The Play Store does have a special section for apps that play well with Android Go but as of the publishing of this article, there are only a few tailor made ‘Lite’ apps for Android Go in that list and the line-up is quite scarce. Which brings us to issue with Android Go at the moment - there are no barriers in no place to prevent installation of heavy applications not meant to work on the platform. While the Play Store recommends Android Go apps, users can pick and choose whichever apps to install. And resource intensive apps and games like the full version of Facebook and Asphalt 8 obviously do not work well on the hardware at hand - but how many users will be aware of that?
Lava and HMD Global have already thrown their hat into the Android Go ring with the Lava Z50 and the Nokia 1 respectively and Micromax is expected to launch the Bharat Go smartphone very shortly. It's a start, but to call a spade a spade, our first impressions of Android Go have been quite underwhelming. Given the price of the Nokia 1, you're better off buying a phone like the Xiaomi Redmi 5A instead, for now. Simply put, there is a lot of room for improvement and unlike a couple of years ago, plenty of decent options even in this price segment. The platform seems to lack optimisation at the moment and some of the apps are half-baked and bare-boned.

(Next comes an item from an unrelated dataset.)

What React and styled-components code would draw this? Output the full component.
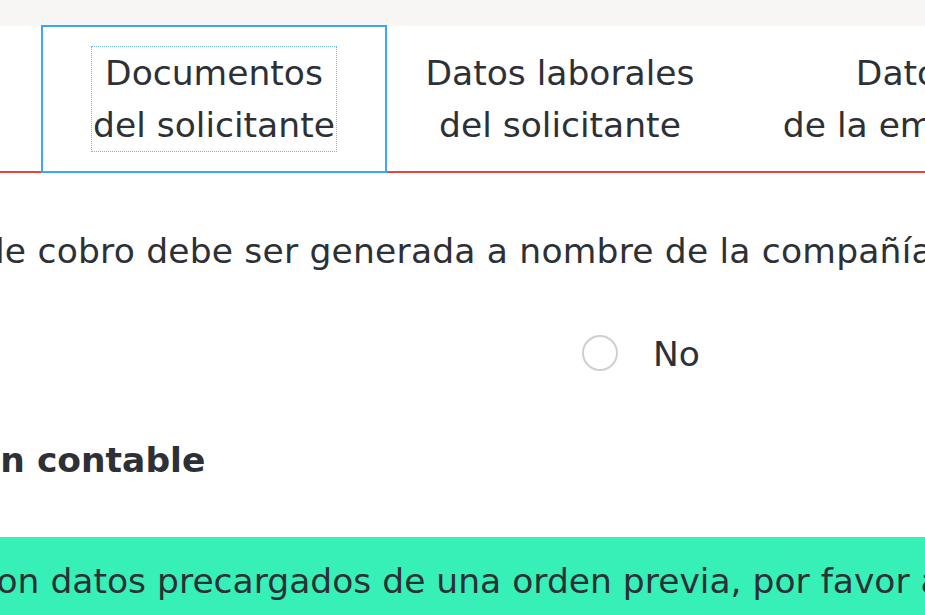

With all the space saving measures and the promise of future updates, the basics are in place - just a bit of spit and polish is needed. This is just the first release of Android Go and we hope Google can unleash the platform’s potential in future iterations. As of now though, we feel it is better to buy a smart feature phone or a cheap fully featured smartphone that runs a full featured build of Android. Android Go was supposed to fix cheap smartphones. Before that can happen, we think Google needs to iron out the problems with Android Go itself.